§ **Goal**:
Write out all of the records precisely. Skip anything that is a picture.

— START Dataset records —

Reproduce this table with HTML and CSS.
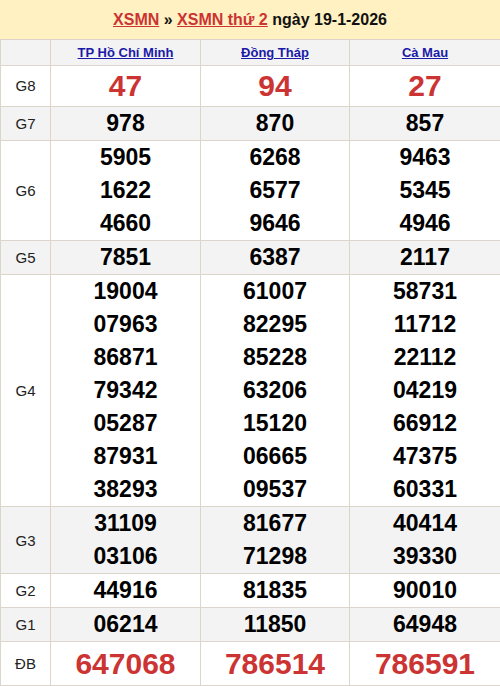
FILE: index.html
```html
<!DOCTYPE html>
<html lang="vi">
<head>
<meta charset="utf-8">
<title>XSMN thứ 2 ngày 19-1-2026</title>
<link rel="stylesheet" href="styles.css">
</head>
<body>
<div class="title"><a href="#">XSMN</a> » <a href="#">XSMN thứ 2</a> ngày 19-1-2026</div>
<table class="kq">
<colgroup><col class="c-label"><col class="c-a"><col class="c-b"><col class="c-c"></colgroup>
<thead>
<tr class="head"><th></th><th><a href="#">TP Hồ Chí Minh</a></th><th><a href="#">Đồng Tháp</a></th><th><a href="#">Cà Mau</a></th></tr>
</thead>
<tbody>
<tr class="big"><td class="lbl">G8</td><td>47</td><td>94</td><td>27</td></tr>
<tr class="alt"><td class="lbl">G7</td><td>978</td><td>870</td><td>857</td></tr>
<tr><td class="lbl">G6</td><td>5905<br>1622<br>4660</td><td>6268<br>6577<br>9646</td><td>9463<br>5345<br>4946</td></tr>
<tr class="alt"><td class="lbl">G5</td><td>7851</td><td>6387</td><td>2117</td></tr>
<tr><td class="lbl">G4</td><td>19004<br>07963<br>86871<br>79342<br>05287<br>87931<br>38293</td><td>61007<br>82295<br>85228<br>63206<br>15120<br>06665<br>09537</td><td>58731<br>11712<br>22112<br>04219<br>66912<br>47375<br>60331</td></tr>
<tr class="alt"><td class="lbl">G3</td><td>31109<br>03106</td><td>81677<br>71298</td><td>40414<br>39330</td></tr>
<tr><td class="lbl">G2</td><td>44916</td><td>81835</td><td>90010</td></tr>
<tr class="alt"><td class="lbl">G1</td><td>06214</td><td>11850</td><td>64948</td></tr>
<tr class="db"><td class="lbl">ĐB</td><td>647068</td><td>786514</td><td>786591</td></tr>
</tbody>
</table>
</body>
</html>
```
FILE: styles.css
```css
html, body {
  margin: 0;
  padding: 0;
  background: #fff;
}
body {
  font-family: "Liberation Sans", Arial, sans-serif;
  width: 500px;
}
.title {
  background: #fff1c1;
  height: 39px;
  line-height: 39px;
  text-align: center;
  font-size: 16px;
  font-weight: bold;
  color: #111;
}
.title a {
  color: #cc3333;
  text-decoration: underline;
}
.kq {
  width: 500px;
  border-collapse: collapse;
  table-layout: fixed;
}
.c-label { width: 50px; }
.c-a { width: 150px; }
.c-b { width: 149px; }
.c-c { width: 151px; }
.kq th, .kq td {
  border: 1px solid #ddd4cc;
  padding: 0;
  text-align: center;
  vertical-align: middle;
}
.kq td {
  font-size: 23px;
  font-weight: bold;
  line-height: 33px;
  color: #000;
}
.head th {
  background: #f3f3f3;
  font-size: 13px;
  line-height: 25px;
  font-weight: bold;
}
.head a {
  color: #1a1aa8;
  text-decoration: underline;
}
.alt td {
  background: #f3f3f3;
}
.kq td.lbl {
  font-size: 15px;
  font-weight: normal;
  color: #222;
}
.big td {
  font-size: 30px;
  line-height: 40px;
  color: #cc3333;
}
.db td {
  font-size: 30px;
  line-height: 43px;
  color: #cc3333;
}
```
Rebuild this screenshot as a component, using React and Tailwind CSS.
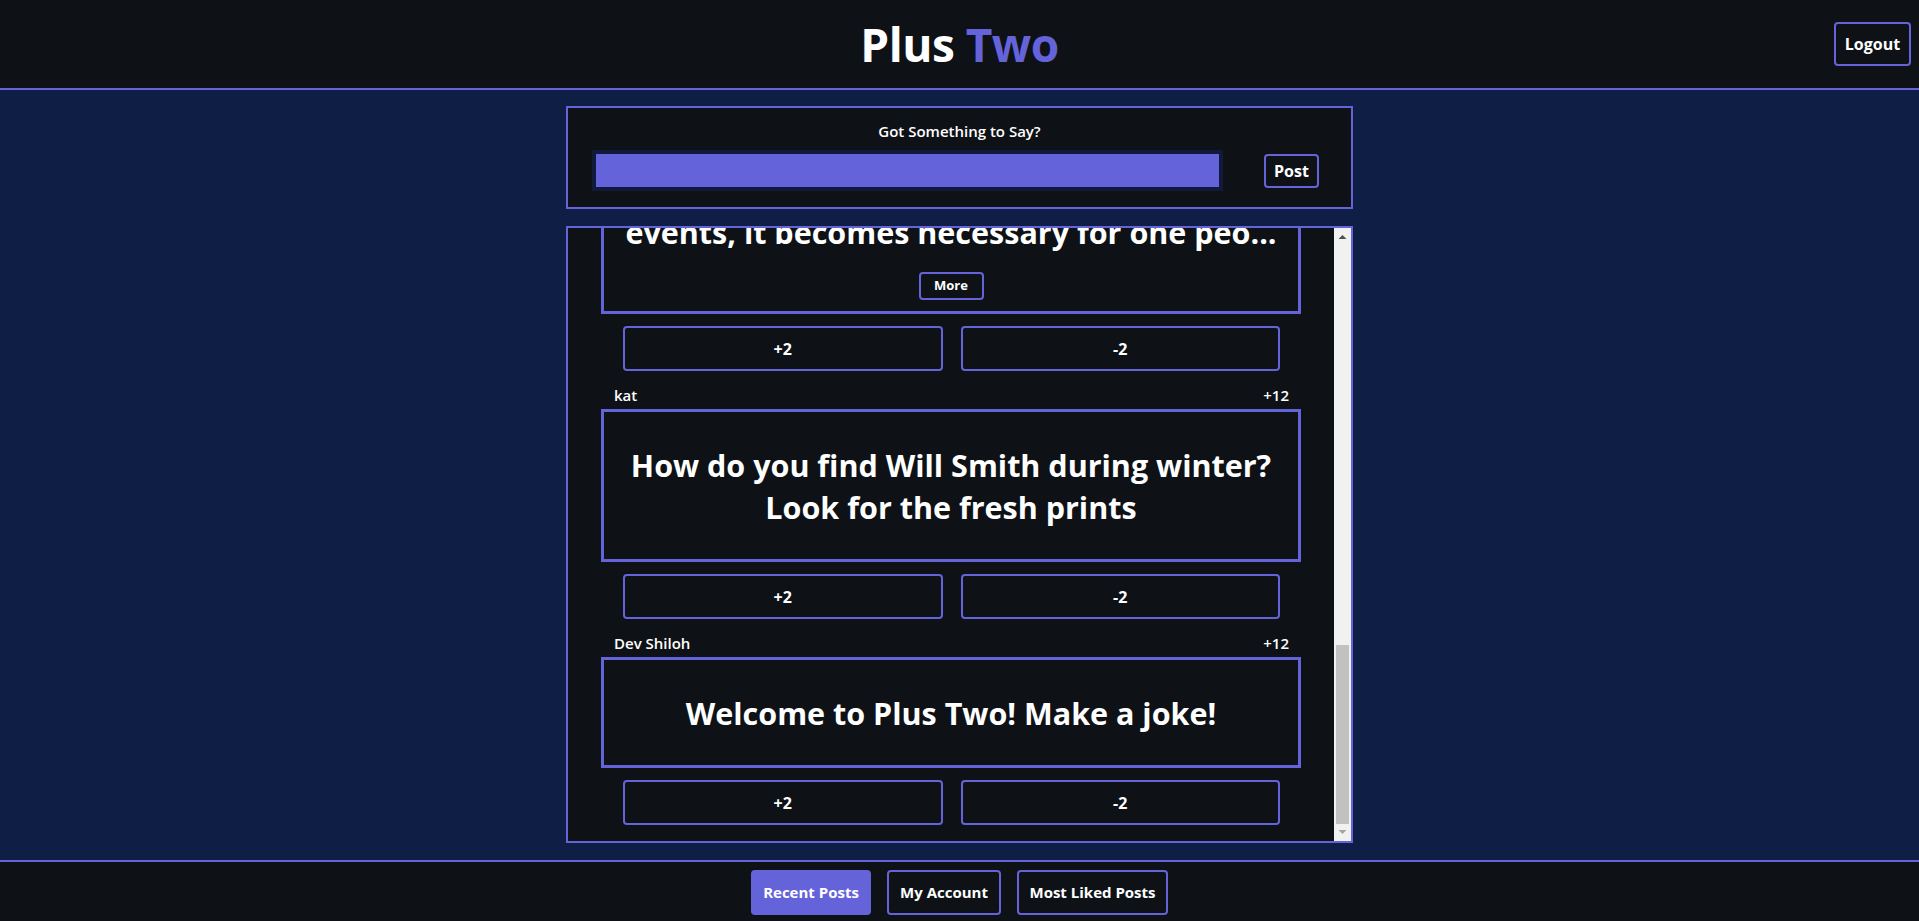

— END Dataset records —

§ **Response**:
Reproduce this table with HTML and CSS.
FILE: index.html
```html
<!DOCTYPE html>
<html lang="vi">
<head>
<meta charset="utf-8">
<title>XSMN thứ 2 ngày 19-1-2026</title>
<link rel="stylesheet" href="styles.css">
</head>
<body>
<div class="title"><a href="#">XSMN</a> » <a href="#">XSMN thứ 2</a> ngày 19-1-2026</div>
<table class="kq">
<colgroup><col class="c-label"><col class="c-a"><col class="c-b"><col class="c-c"></colgroup>
<thead>
<tr class="head"><th></th><th><a href="#">TP Hồ Chí Minh</a></th><th><a href="#">Đồng Tháp</a></th><th><a href="#">Cà Mau</a></th></tr>
</thead>
<tbody>
<tr class="big"><td class="lbl">G8</td><td>47</td><td>94</td><td>27</td></tr>
<tr class="alt"><td class="lbl">G7</td><td>978</td><td>870</td><td>857</td></tr>
<tr><td class="lbl">G6</td><td>5905<br>1622<br>4660</td><td>6268<br>6577<br>9646</td><td>9463<br>5345<br>4946</td></tr>
<tr class="alt"><td class="lbl">G5</td><td>7851</td><td>6387</td><td>2117</td></tr>
<tr><td class="lbl">G4</td><td>19004<br>07963<br>86871<br>79342<br>05287<br>87931<br>38293</td><td>61007<br>82295<br>85228<br>63206<br>15120<br>06665<br>09537</td><td>58731<br>11712<br>22112<br>04219<br>66912<br>47375<br>60331</td></tr>
<tr class="alt"><td class="lbl">G3</td><td>31109<br>03106</td><td>81677<br>71298</td><td>40414<br>39330</td></tr>
<tr><td class="lbl">G2</td><td>44916</td><td>81835</td><td>90010</td></tr>
<tr class="alt"><td class="lbl">G1</td><td>06214</td><td>11850</td><td>64948</td></tr>
<tr class="db"><td class="lbl">ĐB</td><td>647068</td><td>786514</td><td>786591</td></tr>
</tbody>
</table>
</body>
</html>
```
FILE: styles.css
```css
html, body {
  margin: 0;
  padding: 0;
  background: #fff;
}
body {
  font-family: "Liberation Sans", Arial, sans-serif;
  width: 500px;
}
.title {
  background: #fff1c1;
  height: 39px;
  line-height: 39px;
  text-align: center;
  font-size: 16px;
  font-weight: bold;
  color: #111;
}
.title a {
  color: #cc3333;
  text-decoration: underline;
}
.kq {
  width: 500px;
  border-collapse: collapse;
  table-layout: fixed;
}
.c-label { width: 50px; }
.c-a { width: 150px; }
.c-b { width: 149px; }
.c-c { width: 151px; }
.kq th, .kq td {
  border: 1px solid #ddd4cc;
  padding: 0;
  text-align: center;
  vertical-align: middle;
}
.kq td {
  font-size: 23px;
  font-weight: bold;
  line-height: 33px;
  color: #000;
}
.head th {
  background: #f3f3f3;
  font-size: 13px;
  line-height: 25px;
  font-weight: bold;
}
.head a {
  color: #1a1aa8;
  text-decoration: underline;
}
.alt td {
  background: #f3f3f3;
}
.kq td.lbl {
  font-size: 15px;
  font-weight: normal;
  color: #222;
}
.big td {
  font-size: 30px;
  line-height: 40px;
  color: #cc3333;
}
.db td {
  font-size: 30px;
  line-height: 43px;
  color: #cc3333;
}
```
Rebuild this screenshot as a component, using React and Tailwind CSS.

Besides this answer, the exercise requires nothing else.